What depressed me most about "Praise song for the day" was the revelation that it was not meant to be free verse. It was supposed to be iambic pentameter. The transcript looked like this, but the formal print version looks like this. If you read the latter carefully, you can see the pentameter; but the rhythm was hardly perceptible in performance. The meter is just a shape, not a sound. One news source described it as "free verse iambic pentameter," which is like saying "crimson green" or "Chardonnay ale"--but unfortunately accurate.

And any poet who writes a line like "Love that casts a widening pool of light" for a powerful politician should be ritually expelled from the College of Bards. Finis.

Now, as to the inevitable challenge: "Why don't you try it and see how easy it is?" I was actually starting to take notes for my own effort, but frankly I have not been inclined to praise Obama even obliquely and in jest since he restored government funding for abortions in foreign countries. My last comment on this little affair: the poet and the president deserve each other. But I'd rather listen to Alexander's poetry all day long than hear some of the news that is coming from Washington now.

Adam Kirsch
Steven Colbert
The Guardian


Santiago said...

And I'm not impressed by the pleas for lenience I've been hearing. Aretha Franklin and Yo Yo Ma are artists, and they performed. They fulfilled expectations.

Sort of. Didn't you hear about how it was a pre-recorded performance and they were faking it?

I wake up to talk radio, and on the day after the inauguration, the talk radio host -- he's local, I don't know his name -- was making fun of Alexander by writing his own inaugural poems --one of them was about his lawnmower, if I remember correctly-- which he posted on the internet to rave reviews. And then he goes, "Why didn't Obama just have Jay Z go up there and read something?" And it's true. Jay Z and a lot of rappers --i.e., people who know how to rhyme-- were sitting in the front section. I seriously would pay money to know what Jay Z thought of Alexander's poem. Too bad no journalist was clever enough to ask.

Who else would you have picked, instead of Alexander? Christian Wiman? Billy Collins would at least have been funny.

Meredith said...

Sort of. Didn't you hear about how it was a pre-recorded performance and they were faking it?

Yeah... after I wrote the post. I probably should have gone back and changed that judgment, but I'm too lazy. Still, at least the recording showed a performer's foresight on the part of Yo Yo Ma. I know how cranky a stringed instrument can get in freezing weather, and I can see why he wouldn't want to expose a good cello to that (it probably had fickle gut strings to boot).

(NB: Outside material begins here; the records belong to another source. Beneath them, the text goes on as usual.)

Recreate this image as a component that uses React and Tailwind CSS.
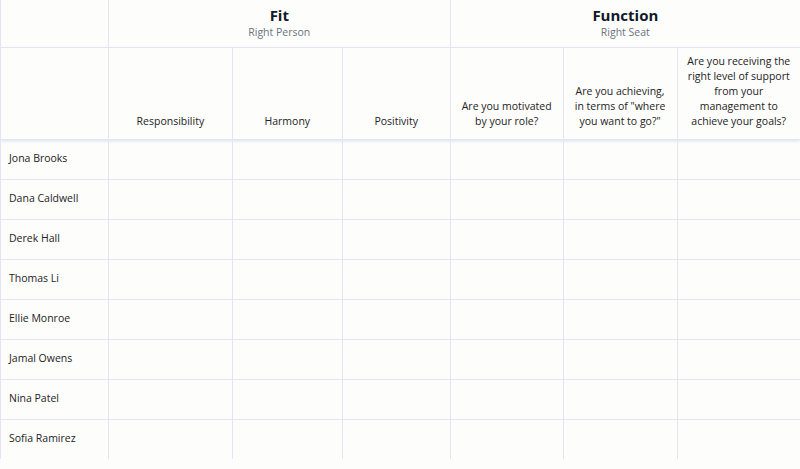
import React from "react";

const people = [
  "Jona Brooks",
  "Dana Caldwell",
  "Derek Hall",
  "Thomas Li",
  "Ellie Monroe",
  "Jamal Owens",
  "Nina Patel",
  "Sofia Ramirez",
];

const questions = [
  "Responsibility",
  "Harmony",
  "Positivity",
  "Are you motivated by your role?",
  'Are you achieving, in terms of "where you want to go?"',
  "Are you receiving the right level of support from your management to achieve your goals?",
];

const widths = ["w-[124px]", "w-[110px]", "w-[108px]", "w-[113px]", "w-[114px]", "w-[123px]"];

export default function App() {
  return (
    <div className="h-[469px] w-[800px] bg-[#fdfdfc] font-['Open_Sans',sans-serif] text-[#232323]">
      <table className="table-fixed border-collapse">
        <thead>
          <tr className="h-[47px]">
            <th className="w-[108px] border-l border-r border-b border-[#e3e5f3]"></th>
            <th colSpan={3} className="border-r border-b border-[#e3e5f3] align-top pt-[5px]">
              <div className="text-[15px] font-bold leading-[20px] text-[#111827]">Fit</div>
              <div className="text-[10.5px] font-normal leading-[14px] text-[#6b7280]">Right Person</div>
            </th>
            <th colSpan={3} className="border-b border-[#e3e5f3] align-top pt-[5px]">
              <div className="text-[15px] font-bold leading-[20px] text-[#111827]">Function</div>
              <div className="text-[10.5px] font-normal leading-[14px] text-[#6b7280]">Right Seat</div>
            </th>
          </tr>
          <tr className="h-[92px] shadow-[0_2px_3px_rgba(180,185,210,0.45)]">
            <th className="border-l border-r border-b border-[#e3e5f3]"></th>
            {questions.map((q, i) => (
              <th
                key={q}
                className={`${widths[i]} border-r border-b border-[#e3e5f3] align-bottom px-[8px] pb-[10px] text-[10.5px] font-normal leading-[15px] text-[#232323] ${i === 5 ? "border-r-0" : ""}`}
              >
                {q}
              </th>
            ))}
          </tr>
        </thead>
        <tbody>
          {people.map((p, r) => (
            <tr key={p} className="h-[40px]">
              <td className={`border-l border-r border-[#e3e5f3] pl-[8px] text-[10.5px] ${r < 7 ? "border-b" : ""}`}>{p}</td>
              {questions.map((q, i) => (
                <td
                  key={q}
                  className={`border-[#e3e5f3] ${i < 5 ? "border-r" : ""} ${r < 7 ? "border-b" : ""}`}
                ></td>
              ))}
            </tr>
          ))}
        </tbody>
      </table>
    </div>
  );
}
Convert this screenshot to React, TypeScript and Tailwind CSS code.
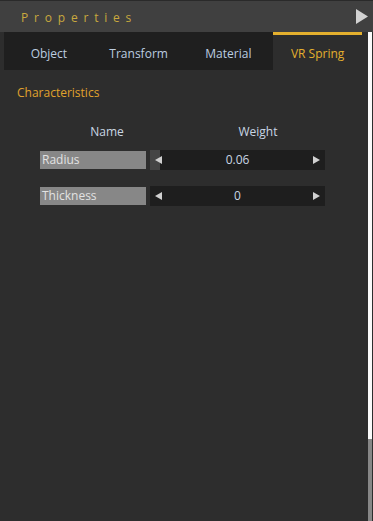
import React from "react";

const font = { fontFamily: '"Open Sans", "Noto Sans", sans-serif' };

function Slider({ value, fill }: { value: string; fill?: boolean }) {
  return (
    <div className="relative flex h-[20px] w-[175px] items-center bg-[#1e1e1e]">
      {fill && <div className="absolute left-0 top-0 h-full w-[10px] bg-[#454545]" />}
      <svg className="absolute left-[5px] top-[6px]" width="7" height="8" viewBox="0 0 7 8">
        <polygon points="7,0 7,8 0,4" fill="#d0d0d0" />
      </svg>
      <div className="flex-1 text-center text-[12px] text-[#c9d6e4]">{value}</div>
      <svg className="absolute right-[5px] top-[6px]" width="7" height="8" viewBox="0 0 7 8">
        <polygon points="0,0 0,8 7,4" fill="#d0d0d0" />
      </svg>
    </div>
  );
}

export default function App() {
  const tabs = ["Object", "Transform", "Material", "VR Spring"];
  return (
    <div className="flex h-[521px] w-[373px] flex-col overflow-hidden bg-[#2d2d2d]" style={font}>
      <div className="flex h-[32px] items-center justify-between border-t border-[#2a2a2a] bg-[#404040] pl-[21px] pr-[5px]">
        <span className="pt-[2px] text-[12px] tracking-[5.8px] text-[#c9a93e]">Properties</span>
        <svg width="12" height="15" viewBox="0 0 12 15">
          <polygon points="0,0 12,7.5 0,15" fill="#d2d2d2" />
        </svg>
      </div>
      <div className="flex flex-1">
        <div className="w-[362px] pl-[4px]">
          <div className="flex h-[38px] bg-[#1f1f1f]">
            {tabs.map((t, i) => {
              const active = i === 3;
              return (
                <div
                  key={t}
                  className={
                    active
                      ? "flex w-[89px] items-center justify-center border-t-[3px] border-[#e4b02e] bg-[#2d2d2d] pt-[2px] text-[12px] text-[#e4b02e]"
                      : "flex w-[90px] items-center justify-center pt-[5px] text-[12px] text-[#bccde0]"
                  }
                >
                  {t}
                </div>
              );
            })}
          </div>
          <div className="pl-[13px] pt-[14px] text-[12px] text-[#e0a22c]">Characteristics</div>
          <div className="mt-[21px] flex text-[12px] text-[#c9d6e4]">
            <div className="w-[206px] text-center">Name</div>
            <div className="w-[96px] text-center">Weight</div>
          </div>
          <div className="mt-[9px] flex flex-col gap-[16px] pl-[36px]">
            <div className="flex items-center gap-[4px]">
              <div className="flex h-[18px] w-[106px] items-center bg-[#878787] pl-[2px] text-[12px] text-[#e2e2e2]">
                Radius
              </div>
              <Slider value="0.06" fill />
            </div>
            <div className="flex items-center gap-[4px]">
              <div className="flex h-[18px] w-[106px] items-center bg-[#878787] pl-[2px] text-[12px] text-[#e2e2e2]">
                Thickness
              </div>
              <Slider value="0" />
            </div>
          </div>
        </div>
        <div className="flex w-[11px] flex-col pl-[6px] pr-[1px]">
          <div className="h-[407px] bg-[#fafafa]" />
          <div className="flex-1 bg-[#878787]" />
        </div>
      </div>
    </div>
  );
}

I heard about the Jay-Z idea. I thought it would have been fun. There are also lots of slam poets out there who would probably have killed for the chance to do it. But the thing is, Obama chose this academic poet for a reason. His admin. is going to foster Culture. A rapper or a slam poet would have been declasse.

I think Billy Collins could have done a good job. But I would have picked... hmmm... maybe Rhina Espaillat. Or Rose Kelleher. They both write good metrical stuff. Espaillat is black, if that was an important factor. But like Obama, she doesn't have deep roots in the African-American community. She was born in the Dominican Republic and came to America in the 30's.

But mostly she's just a good poet who would have written something that the Average Joe would recognize as a poem.

Santiago said...

Espaillat would indeed have been a good choice. Never heard of Kelleher, though.

Last night I spoke with a cellist friend of mine about Yo-Yogate, and she said that her quartet has it in their contract that they won't play outside if it gets colder than 60 degrees F. So I guess we can give Ma & Co. a pass.

True that about "Culture." This is all an echo of Kennedy: first time tragedy, second time farce. Frost the Prophet to Alexander the Tenured.

Then again, say I, who would be lucky to get a tenured job in the next ten years, the way the market's going...

But not totally, actually: Unlike Kennedy, Obama actually wrote his books. Maybe he has better taste in writers than we know? He said he likes Roth -- or Bellow, one of the two.